──────── Collected data ────────
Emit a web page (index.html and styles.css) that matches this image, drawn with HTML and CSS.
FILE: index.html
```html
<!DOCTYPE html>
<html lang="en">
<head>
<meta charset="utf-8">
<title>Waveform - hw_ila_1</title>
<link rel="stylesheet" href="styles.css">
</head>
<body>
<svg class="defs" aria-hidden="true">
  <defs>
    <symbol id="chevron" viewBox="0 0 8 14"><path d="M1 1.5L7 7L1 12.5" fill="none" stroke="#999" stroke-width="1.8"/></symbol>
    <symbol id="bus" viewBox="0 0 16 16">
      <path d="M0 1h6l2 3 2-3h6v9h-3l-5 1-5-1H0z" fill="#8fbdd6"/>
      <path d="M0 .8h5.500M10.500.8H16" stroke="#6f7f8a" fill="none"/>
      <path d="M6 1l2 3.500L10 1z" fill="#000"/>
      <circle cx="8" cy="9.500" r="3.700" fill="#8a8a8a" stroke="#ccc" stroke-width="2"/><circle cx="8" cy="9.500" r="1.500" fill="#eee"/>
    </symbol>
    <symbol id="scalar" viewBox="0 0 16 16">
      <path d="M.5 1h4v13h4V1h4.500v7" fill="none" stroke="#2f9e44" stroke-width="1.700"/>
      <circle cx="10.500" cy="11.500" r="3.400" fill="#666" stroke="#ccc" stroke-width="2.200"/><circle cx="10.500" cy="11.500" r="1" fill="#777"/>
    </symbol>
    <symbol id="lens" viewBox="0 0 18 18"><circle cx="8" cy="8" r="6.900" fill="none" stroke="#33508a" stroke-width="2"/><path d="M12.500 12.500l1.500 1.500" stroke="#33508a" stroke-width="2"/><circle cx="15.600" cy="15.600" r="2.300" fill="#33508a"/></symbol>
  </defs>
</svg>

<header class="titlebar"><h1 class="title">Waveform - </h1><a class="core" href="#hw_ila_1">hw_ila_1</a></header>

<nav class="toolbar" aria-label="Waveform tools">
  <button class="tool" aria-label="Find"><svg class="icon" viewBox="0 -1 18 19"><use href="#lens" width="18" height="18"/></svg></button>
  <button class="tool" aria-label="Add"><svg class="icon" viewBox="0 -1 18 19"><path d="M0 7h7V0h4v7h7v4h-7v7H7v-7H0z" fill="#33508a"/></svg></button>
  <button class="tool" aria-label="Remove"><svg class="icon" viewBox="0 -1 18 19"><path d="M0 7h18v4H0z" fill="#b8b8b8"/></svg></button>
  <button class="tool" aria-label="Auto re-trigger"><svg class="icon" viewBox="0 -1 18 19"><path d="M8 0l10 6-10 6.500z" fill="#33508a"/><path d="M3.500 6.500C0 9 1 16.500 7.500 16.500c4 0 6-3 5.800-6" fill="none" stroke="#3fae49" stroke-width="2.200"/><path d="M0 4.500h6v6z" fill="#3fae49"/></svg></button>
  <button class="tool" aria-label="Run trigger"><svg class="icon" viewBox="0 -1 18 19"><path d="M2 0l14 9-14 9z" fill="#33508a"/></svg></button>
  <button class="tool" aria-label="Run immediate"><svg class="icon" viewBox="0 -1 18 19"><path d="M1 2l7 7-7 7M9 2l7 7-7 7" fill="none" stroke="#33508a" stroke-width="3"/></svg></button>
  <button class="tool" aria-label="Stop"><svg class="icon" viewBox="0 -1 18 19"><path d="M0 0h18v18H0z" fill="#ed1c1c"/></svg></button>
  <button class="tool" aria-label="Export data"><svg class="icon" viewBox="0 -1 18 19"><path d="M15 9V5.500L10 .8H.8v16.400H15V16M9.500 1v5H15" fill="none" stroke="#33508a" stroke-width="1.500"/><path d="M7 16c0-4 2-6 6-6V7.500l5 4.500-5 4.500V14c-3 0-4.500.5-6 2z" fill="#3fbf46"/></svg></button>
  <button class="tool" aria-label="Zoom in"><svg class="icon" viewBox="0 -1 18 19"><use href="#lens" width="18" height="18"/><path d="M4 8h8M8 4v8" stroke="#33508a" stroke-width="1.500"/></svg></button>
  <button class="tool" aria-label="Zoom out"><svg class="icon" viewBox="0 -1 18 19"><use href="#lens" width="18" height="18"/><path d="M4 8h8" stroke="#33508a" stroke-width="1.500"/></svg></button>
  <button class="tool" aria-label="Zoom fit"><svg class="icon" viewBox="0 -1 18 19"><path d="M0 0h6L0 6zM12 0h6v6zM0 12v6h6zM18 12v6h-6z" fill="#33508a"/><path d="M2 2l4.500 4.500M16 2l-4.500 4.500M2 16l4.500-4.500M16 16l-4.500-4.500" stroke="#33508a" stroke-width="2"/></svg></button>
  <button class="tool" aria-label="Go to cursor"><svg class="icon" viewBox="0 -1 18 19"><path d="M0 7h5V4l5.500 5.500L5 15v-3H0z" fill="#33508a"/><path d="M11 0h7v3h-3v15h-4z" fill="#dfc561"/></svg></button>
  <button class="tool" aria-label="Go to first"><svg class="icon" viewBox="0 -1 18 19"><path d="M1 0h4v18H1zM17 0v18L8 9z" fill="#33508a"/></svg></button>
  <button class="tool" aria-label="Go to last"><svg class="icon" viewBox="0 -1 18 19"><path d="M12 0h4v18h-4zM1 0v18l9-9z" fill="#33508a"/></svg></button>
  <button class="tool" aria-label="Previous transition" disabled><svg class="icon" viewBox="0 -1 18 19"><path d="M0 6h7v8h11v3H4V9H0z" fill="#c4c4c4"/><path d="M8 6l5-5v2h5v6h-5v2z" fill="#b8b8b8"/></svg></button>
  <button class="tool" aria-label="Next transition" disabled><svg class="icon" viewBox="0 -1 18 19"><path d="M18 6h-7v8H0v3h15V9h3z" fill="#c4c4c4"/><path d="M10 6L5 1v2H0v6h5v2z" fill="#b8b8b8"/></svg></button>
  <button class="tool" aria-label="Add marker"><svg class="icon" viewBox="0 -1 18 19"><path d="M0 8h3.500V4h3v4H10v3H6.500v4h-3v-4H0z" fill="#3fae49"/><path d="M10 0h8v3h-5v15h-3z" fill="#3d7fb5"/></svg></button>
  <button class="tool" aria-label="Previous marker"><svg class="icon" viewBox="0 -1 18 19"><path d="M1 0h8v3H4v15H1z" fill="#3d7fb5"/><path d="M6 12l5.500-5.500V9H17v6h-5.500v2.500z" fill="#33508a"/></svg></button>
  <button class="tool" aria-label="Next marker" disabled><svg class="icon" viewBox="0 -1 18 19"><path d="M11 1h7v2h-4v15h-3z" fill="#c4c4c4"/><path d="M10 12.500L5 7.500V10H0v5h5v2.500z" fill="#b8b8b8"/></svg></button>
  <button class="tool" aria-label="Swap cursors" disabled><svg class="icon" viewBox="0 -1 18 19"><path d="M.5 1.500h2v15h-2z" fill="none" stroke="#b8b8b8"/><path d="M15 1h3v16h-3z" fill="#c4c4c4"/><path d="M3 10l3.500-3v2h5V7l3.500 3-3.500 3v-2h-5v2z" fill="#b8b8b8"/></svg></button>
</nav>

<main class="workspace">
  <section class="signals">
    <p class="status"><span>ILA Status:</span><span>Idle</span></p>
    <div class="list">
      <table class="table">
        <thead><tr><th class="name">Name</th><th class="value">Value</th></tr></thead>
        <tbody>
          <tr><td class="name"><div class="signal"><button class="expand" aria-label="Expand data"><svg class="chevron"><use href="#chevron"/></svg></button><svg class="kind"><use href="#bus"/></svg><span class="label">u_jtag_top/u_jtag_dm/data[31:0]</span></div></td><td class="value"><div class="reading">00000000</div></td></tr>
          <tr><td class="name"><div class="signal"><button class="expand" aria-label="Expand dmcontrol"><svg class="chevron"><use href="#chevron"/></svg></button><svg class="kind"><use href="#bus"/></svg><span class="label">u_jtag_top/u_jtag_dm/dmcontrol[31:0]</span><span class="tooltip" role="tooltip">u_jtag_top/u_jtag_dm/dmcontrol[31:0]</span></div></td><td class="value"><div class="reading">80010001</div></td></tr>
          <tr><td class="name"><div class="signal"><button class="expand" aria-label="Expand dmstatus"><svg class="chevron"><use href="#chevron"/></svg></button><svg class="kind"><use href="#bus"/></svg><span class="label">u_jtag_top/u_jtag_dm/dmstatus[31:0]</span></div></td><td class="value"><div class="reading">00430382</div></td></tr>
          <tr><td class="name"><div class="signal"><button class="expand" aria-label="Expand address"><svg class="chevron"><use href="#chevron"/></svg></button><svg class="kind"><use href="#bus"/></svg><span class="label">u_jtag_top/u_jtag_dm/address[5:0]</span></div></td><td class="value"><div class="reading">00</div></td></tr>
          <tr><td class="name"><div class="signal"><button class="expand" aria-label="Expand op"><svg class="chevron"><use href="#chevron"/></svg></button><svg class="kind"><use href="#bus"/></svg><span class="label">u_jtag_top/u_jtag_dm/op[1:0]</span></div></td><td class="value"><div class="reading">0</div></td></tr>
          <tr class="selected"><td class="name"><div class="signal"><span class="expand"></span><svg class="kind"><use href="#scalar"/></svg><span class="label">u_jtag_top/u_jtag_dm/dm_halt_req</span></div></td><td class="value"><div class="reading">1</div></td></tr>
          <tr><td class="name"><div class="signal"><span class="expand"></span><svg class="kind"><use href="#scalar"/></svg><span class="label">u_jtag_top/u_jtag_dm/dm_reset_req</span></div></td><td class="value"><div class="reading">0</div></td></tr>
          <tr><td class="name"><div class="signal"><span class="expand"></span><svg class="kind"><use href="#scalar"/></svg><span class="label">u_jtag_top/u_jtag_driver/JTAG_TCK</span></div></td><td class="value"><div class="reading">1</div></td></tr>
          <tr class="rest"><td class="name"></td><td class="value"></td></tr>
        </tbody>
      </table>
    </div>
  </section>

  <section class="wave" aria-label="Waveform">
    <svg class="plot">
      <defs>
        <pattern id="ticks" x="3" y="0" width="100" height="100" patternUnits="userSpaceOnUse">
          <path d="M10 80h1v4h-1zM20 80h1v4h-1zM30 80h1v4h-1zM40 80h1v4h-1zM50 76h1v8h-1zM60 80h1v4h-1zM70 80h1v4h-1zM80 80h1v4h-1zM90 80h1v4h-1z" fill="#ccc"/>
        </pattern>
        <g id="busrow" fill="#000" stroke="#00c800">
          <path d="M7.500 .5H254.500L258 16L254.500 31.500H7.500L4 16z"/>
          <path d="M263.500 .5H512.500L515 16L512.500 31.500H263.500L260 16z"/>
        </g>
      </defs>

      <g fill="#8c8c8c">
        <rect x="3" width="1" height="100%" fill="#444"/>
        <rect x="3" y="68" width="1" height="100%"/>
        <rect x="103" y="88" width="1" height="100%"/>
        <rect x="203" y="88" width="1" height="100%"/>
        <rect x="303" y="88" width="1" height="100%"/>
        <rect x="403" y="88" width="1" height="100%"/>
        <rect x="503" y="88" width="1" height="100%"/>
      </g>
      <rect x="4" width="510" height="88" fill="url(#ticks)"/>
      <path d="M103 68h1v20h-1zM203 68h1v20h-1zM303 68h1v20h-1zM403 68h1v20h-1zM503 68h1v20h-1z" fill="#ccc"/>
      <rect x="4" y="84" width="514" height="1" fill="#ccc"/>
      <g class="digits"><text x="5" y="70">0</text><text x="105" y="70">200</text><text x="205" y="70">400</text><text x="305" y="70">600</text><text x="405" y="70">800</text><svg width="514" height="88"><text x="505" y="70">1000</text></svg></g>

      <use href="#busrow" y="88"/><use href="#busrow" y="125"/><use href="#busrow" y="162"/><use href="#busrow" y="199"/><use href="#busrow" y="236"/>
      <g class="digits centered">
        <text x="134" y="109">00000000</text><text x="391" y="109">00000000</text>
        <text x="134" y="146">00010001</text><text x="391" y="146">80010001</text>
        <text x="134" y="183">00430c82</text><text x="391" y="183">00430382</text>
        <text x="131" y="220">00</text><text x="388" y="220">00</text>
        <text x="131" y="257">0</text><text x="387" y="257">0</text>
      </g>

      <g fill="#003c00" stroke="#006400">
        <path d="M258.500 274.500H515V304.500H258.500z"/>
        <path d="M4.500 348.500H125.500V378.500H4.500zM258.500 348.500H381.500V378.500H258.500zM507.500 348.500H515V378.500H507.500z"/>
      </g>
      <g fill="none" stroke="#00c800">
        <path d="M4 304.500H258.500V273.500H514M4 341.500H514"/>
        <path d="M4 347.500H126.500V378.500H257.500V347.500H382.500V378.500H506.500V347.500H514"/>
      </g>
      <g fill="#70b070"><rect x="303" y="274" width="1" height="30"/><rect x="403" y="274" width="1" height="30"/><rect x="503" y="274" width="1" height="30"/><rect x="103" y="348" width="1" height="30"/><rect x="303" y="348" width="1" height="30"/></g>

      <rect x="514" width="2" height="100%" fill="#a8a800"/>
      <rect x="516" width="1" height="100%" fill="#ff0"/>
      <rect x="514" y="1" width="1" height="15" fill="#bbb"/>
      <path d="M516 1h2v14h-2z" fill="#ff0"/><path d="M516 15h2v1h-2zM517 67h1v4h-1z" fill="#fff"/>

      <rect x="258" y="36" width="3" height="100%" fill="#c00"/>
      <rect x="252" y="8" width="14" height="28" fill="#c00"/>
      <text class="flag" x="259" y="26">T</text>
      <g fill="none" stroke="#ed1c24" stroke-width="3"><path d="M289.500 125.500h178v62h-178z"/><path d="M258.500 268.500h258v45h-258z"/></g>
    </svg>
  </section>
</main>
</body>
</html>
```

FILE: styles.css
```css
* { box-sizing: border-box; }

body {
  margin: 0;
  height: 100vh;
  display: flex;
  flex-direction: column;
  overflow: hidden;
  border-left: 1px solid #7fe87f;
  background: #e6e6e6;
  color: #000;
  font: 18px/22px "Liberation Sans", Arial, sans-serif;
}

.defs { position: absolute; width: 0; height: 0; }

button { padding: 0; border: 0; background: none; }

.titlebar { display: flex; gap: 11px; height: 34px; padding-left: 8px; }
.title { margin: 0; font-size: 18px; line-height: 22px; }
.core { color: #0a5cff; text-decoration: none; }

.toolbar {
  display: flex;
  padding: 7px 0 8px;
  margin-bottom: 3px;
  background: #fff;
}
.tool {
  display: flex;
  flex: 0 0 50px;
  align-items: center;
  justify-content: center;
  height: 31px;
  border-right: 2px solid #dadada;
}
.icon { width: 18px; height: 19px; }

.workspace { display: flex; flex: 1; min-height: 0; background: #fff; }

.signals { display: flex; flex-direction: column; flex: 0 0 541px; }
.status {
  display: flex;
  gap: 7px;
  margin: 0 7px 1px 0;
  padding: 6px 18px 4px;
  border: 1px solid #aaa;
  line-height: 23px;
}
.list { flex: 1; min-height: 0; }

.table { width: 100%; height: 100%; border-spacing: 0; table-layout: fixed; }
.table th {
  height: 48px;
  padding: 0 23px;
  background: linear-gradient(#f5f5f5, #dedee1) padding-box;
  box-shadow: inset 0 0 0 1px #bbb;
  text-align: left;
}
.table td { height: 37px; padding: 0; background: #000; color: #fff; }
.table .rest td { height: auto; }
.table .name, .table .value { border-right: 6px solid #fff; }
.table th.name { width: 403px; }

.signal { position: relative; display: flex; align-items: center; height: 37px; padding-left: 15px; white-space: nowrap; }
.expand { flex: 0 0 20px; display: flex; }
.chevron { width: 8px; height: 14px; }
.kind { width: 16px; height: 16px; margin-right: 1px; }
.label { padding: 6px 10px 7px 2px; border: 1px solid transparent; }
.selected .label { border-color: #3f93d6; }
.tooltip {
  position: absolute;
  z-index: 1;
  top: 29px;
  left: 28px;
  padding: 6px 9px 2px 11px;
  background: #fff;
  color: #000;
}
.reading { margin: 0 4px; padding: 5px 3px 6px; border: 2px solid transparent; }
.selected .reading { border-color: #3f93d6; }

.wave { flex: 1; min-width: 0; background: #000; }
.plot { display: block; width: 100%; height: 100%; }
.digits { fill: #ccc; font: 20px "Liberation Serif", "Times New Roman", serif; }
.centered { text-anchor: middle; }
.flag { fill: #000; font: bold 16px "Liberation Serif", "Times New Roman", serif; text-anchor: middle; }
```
────────
◆ Objective:
Count every line in the data that contains the word "styles", then give that count and nothing else.

◆ Full response:
3